Changes in Protected Activity
In Miller Plastic Products, Inc., the NLRB announced its return to a “totality of the circumstances” test for determining what constitutes protected concerted activity by employees under Section 7 of the National Labor Relations Act (the “Act”). Miller Plastic Products, Inc. involved the termination of a worker who raised concerns about COVID-19 safety protocols and the company’s decision to stay open in the beginning of the pandemic. The NLRB ruled that the company violated the Act as the worker was engaged in protected concerted activity. In Miller Plastic Products, Inc., the NLRB overruled its 2019 Alstate Maintenance, LLCdecision, which had narrowed the test for determining concerted activity using a checklist of factors and returned to the 1986 rule in Meyers Industries Inc., providing a fact-specific examination that looks at the totality of the circumstances. The NLRB also addressed the issue of whether single-worker actions constitute protected organizing activity and concluded a holistic approach evaluating whether an individual’s protests have some connection to group or concerted action is warranted.

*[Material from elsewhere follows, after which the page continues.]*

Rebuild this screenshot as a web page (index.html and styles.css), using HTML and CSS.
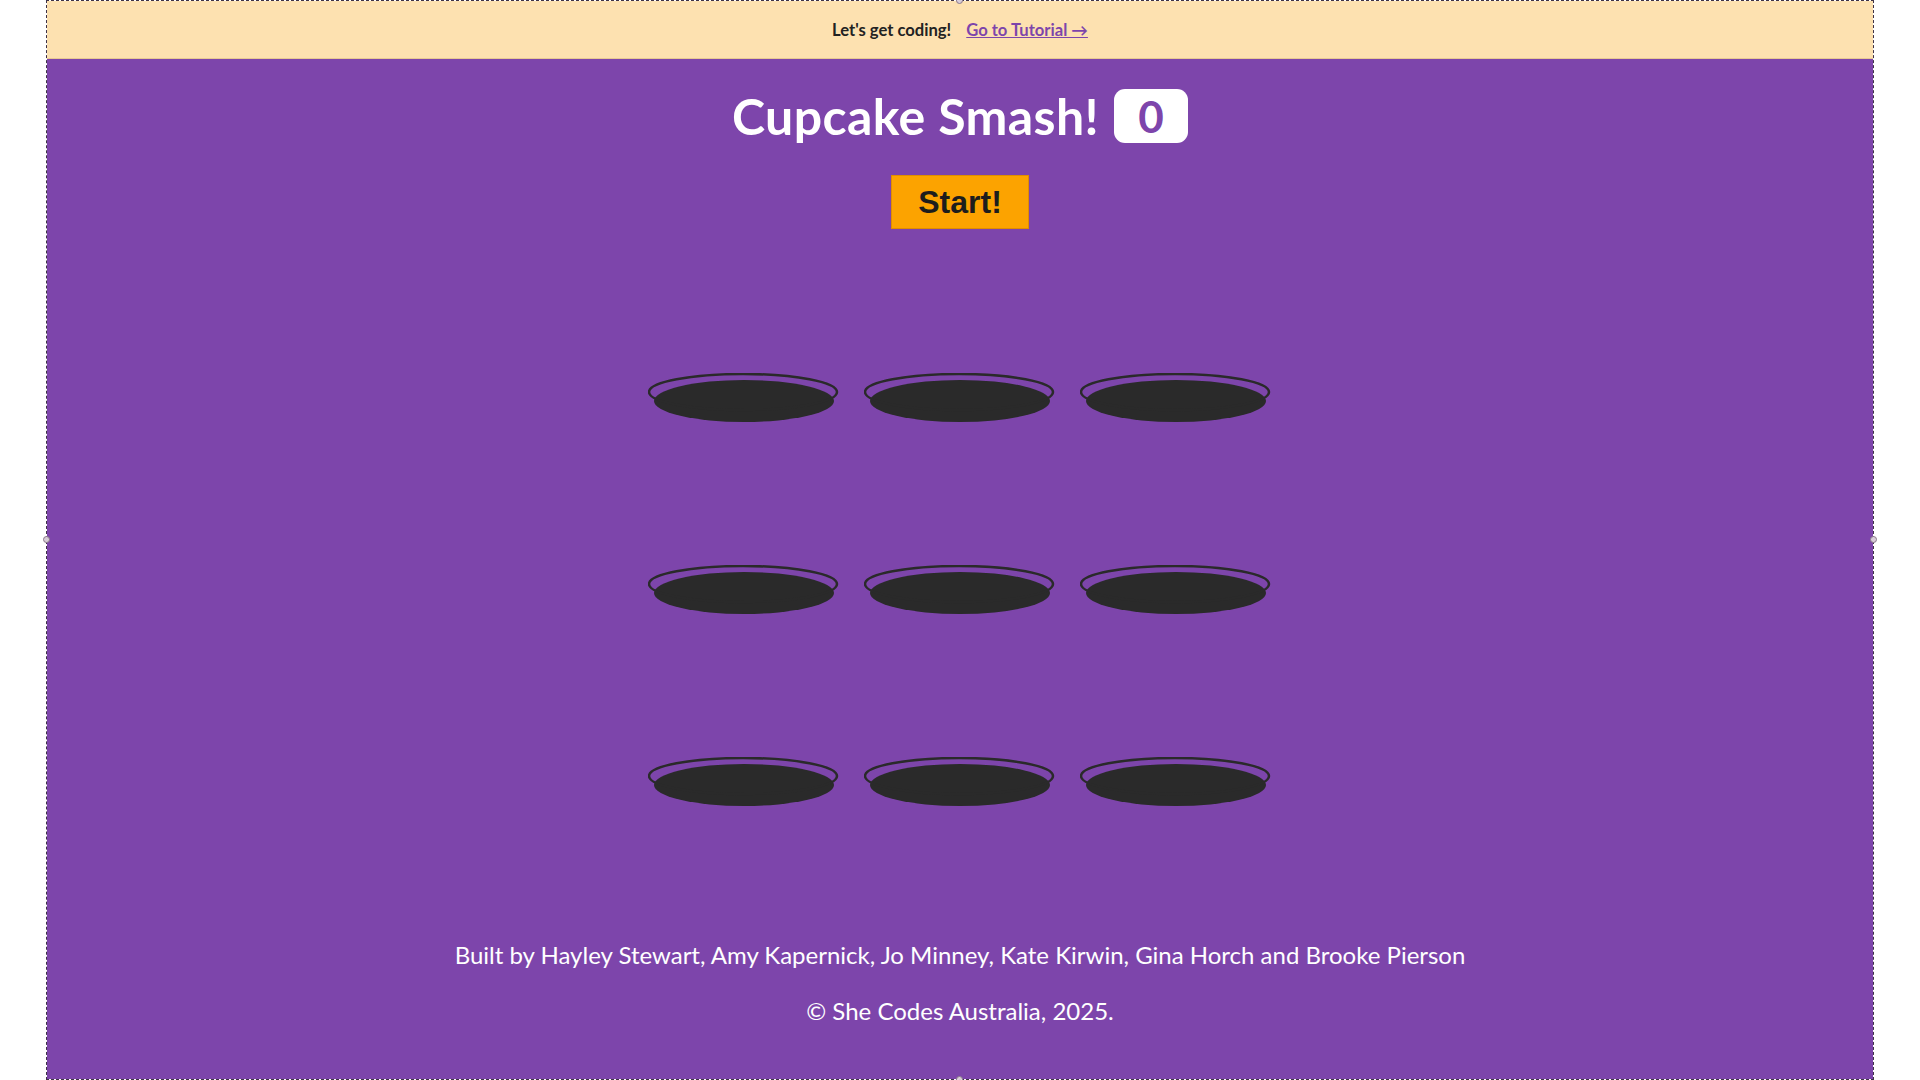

Similarly, in American Federation for Children, Inc.,the NLRB held that federal labor law protects workers who advocate for nonemployees, such as interns, reversing a Trump-era ruling that allowed employers to penalize employees for aiding unprotected colleagues. Specifically, the NLRB overruled its 2019 Amnesty International decision, which held that the statutory concept of “mutual aid or protection” did not encompass the efforts of statutory employees to help themselves by helping others who are not statutory employees. In American Federation for Children, Inc., the NLRB concluded that the Act protects the efforts of employees who take action to support nonemployees when those actions can benefit the employees who undertake them.
After the shifts announced by Miller Plastic Products, Inc. and American Federation for Children, Inc., employers should be prepared to address employee complaints that could fall into the category of concerted activity or protected advocacy on behalf of nonemployees in a manner that complies with the Act.